The government is rolling out the ‘ANGeL’ program nationwide to train women farmers in order to develop dietary diversity, nutrition and financial gains, and cut medical costs
Women constitute over 50% of the farm labour force in Bangladesh, much higher a participation comparing to 30% in India and Pakistan. But as they belong to small and marginal farm households, they are often left out from getting benefits of government’s agricultural extension service.
Things must change from here. And government has just found out a wonderful way to empower women in agriculture.
A government commissioned 17-month pilot – Agriculture, Nutrition, and Gender Linkages (ANGeL) –gives it a proof of evidence that both the agricultural and dietary diversity enhances and more financial gains are ensured if women along with their male counterparts are provided with a combo training of farm production, nutrition and gender sensitization.
The ANGeL study run by the Ministry of Agriculture (MoA) in cooperation with Washington-based food policy think-tank International Food Policy Research Institute (IFPRI) among 4,000 farm households in 16 upazilas in equal number of districts, found out that a combination of agriculture, nutrition, and gender sensitization trainings produced great improvements in empowerment of women in agriculture.
IFPRI Head in Bangladesh Dr Akhter Ahmed, who designed and spearheaded the study for MoA, told Dhaka Tribune that it is observed that when women along with their male counterparts are given trainings on agriculture production, nutritional behaviour change and gender sensitization – it help increase farm productivity, rise in growth of non-rice crops resulting in agricultural diversity.
Their knowledge gained through such trainings also helps them provide the children with nutritious and diversified diets thereby, cutting cost on medical expenses, he explained.
Such interventions in 16 upazilas under the pilot helped empowering women in agriculture sector take income decisions and asset utilization.
Encouraged by the outcome of the study, the MoA has recently decided to roll out the ANGeL across the nation.
The government will soon go for expanding ANGeL to 120 upazilas setting stage for taking it nationwide, said Masuma Yunus, immediate past deputy research director of Agricultural Policy Support Unit (APSU) of the Ministry of Agriculture that coordinated the IFPRI-designed ANGeL implemented by the Department of Agricultural Extension (DAE).
According to the UN Food and Agricultural Organization, women in Bangladesh constitute more than 50% of farm labour force. As they mostly belong to smallholding farms, their access to formal farm credit and agricultural extension service is limited.
Bangladesh Integrated Household Survey (BIHS) carried out by the International Food Policy Research Institute (IFPRI) earlier found that the country's farm sector is dominated by smallholders but the small and marginal farmers have half the access to the state-provided farm credit and agricultural extension services compared to their peers in the large and medium farm-hold category.

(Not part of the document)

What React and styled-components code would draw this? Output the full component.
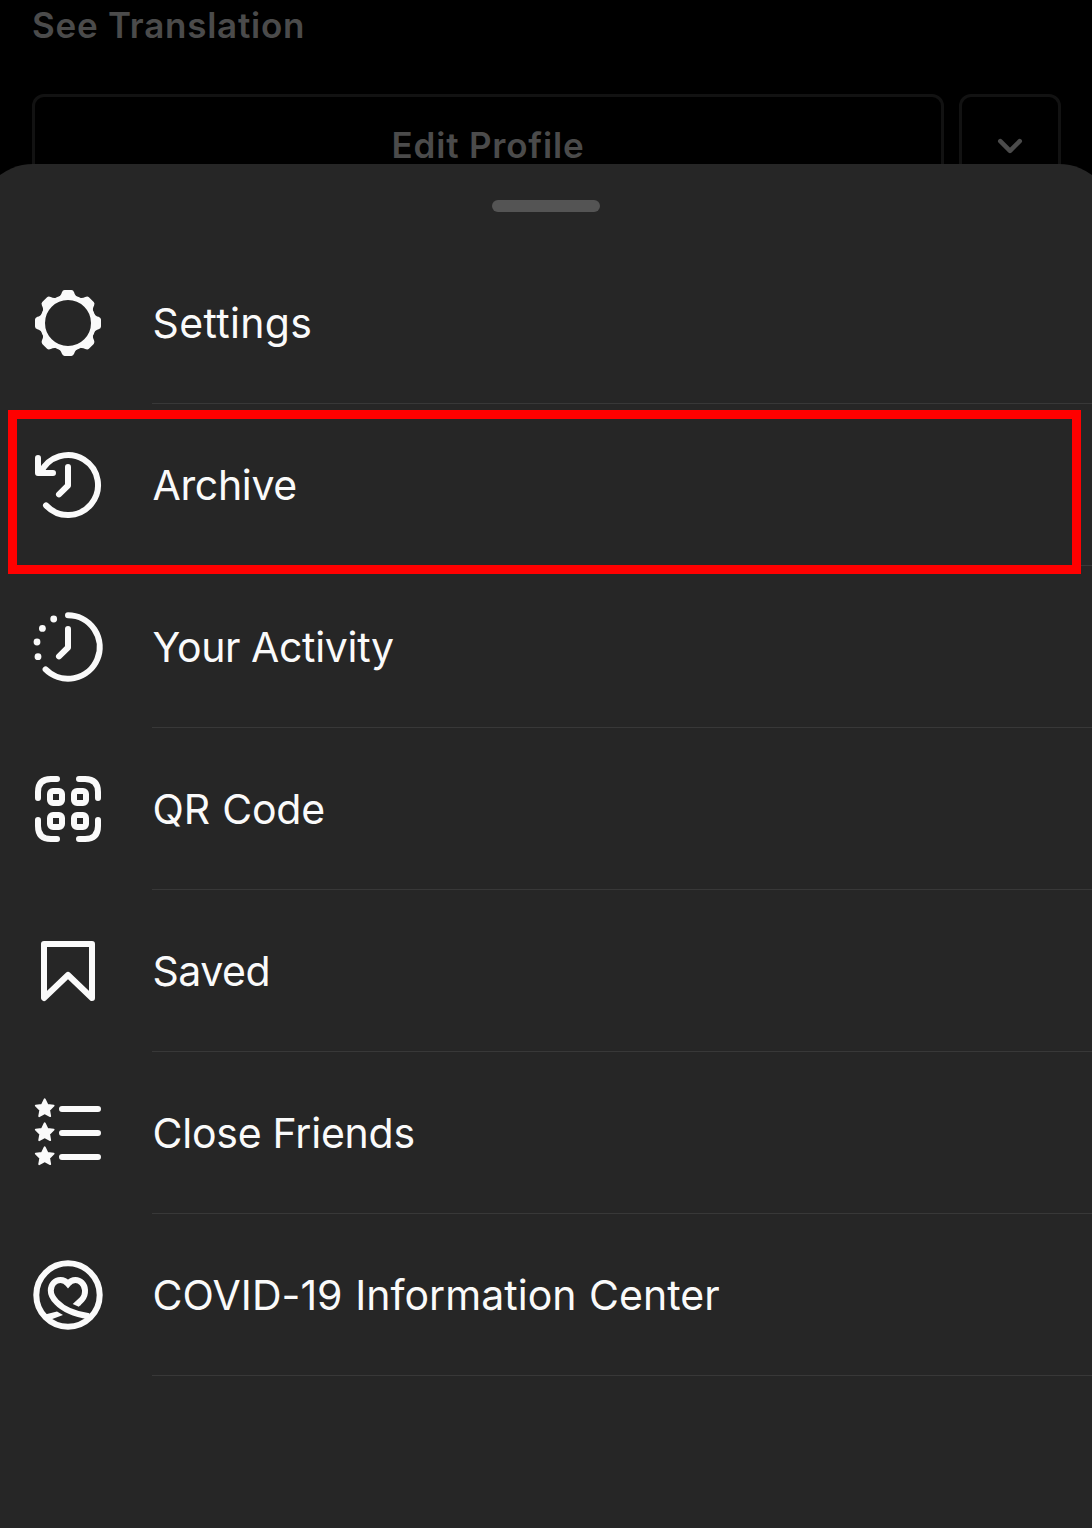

In spite of the obstacles, the per unit output from the small and marginal farmers is much higher than the per unit yield from the richer farmers, the survey found.
Over 76% of the country's farmers are small and marginal. They either toil in their own small farms (up to 1.49 acres of land) or in others' lands, says the survey.
On the other hand, less than a quarter of the farming community belongs to the category of medium and big farmers who own at least above 1.5 acres of land each.
Over a third of the farmers (36%) are pure tenant, who do not own any arable land.
According to the United Nations Food and Agriculture Organization (FAO), women make essential contributions to agriculture in developing countries, but their roles differ significantly by region and are changing rapidly in some areas.
It says, women comprise, on average, 43% of the agricultural labour force in developing countries, ranging from 20% in Latin America to 50% in Eastern Asia and sub-Saharan Africa.
Women in agriculture and rural areas have one thing in common across regions: they have less access than men to productive resources and opportunities. The gender gap is found for many assets, inputs and services – land, livestock, labour, education, extension and financial services, and technology – and it imposes costs on the agriculture sector, the broader economy and society as well as on women themselves.
If women had the same access to productive resources as men, FAO says, they could increase yields on their farms by 20–30%. This could raise total agricultural output in developing countries by 2.5–4%, which could in turn reduce the number of hungry people in the world by 12–17%.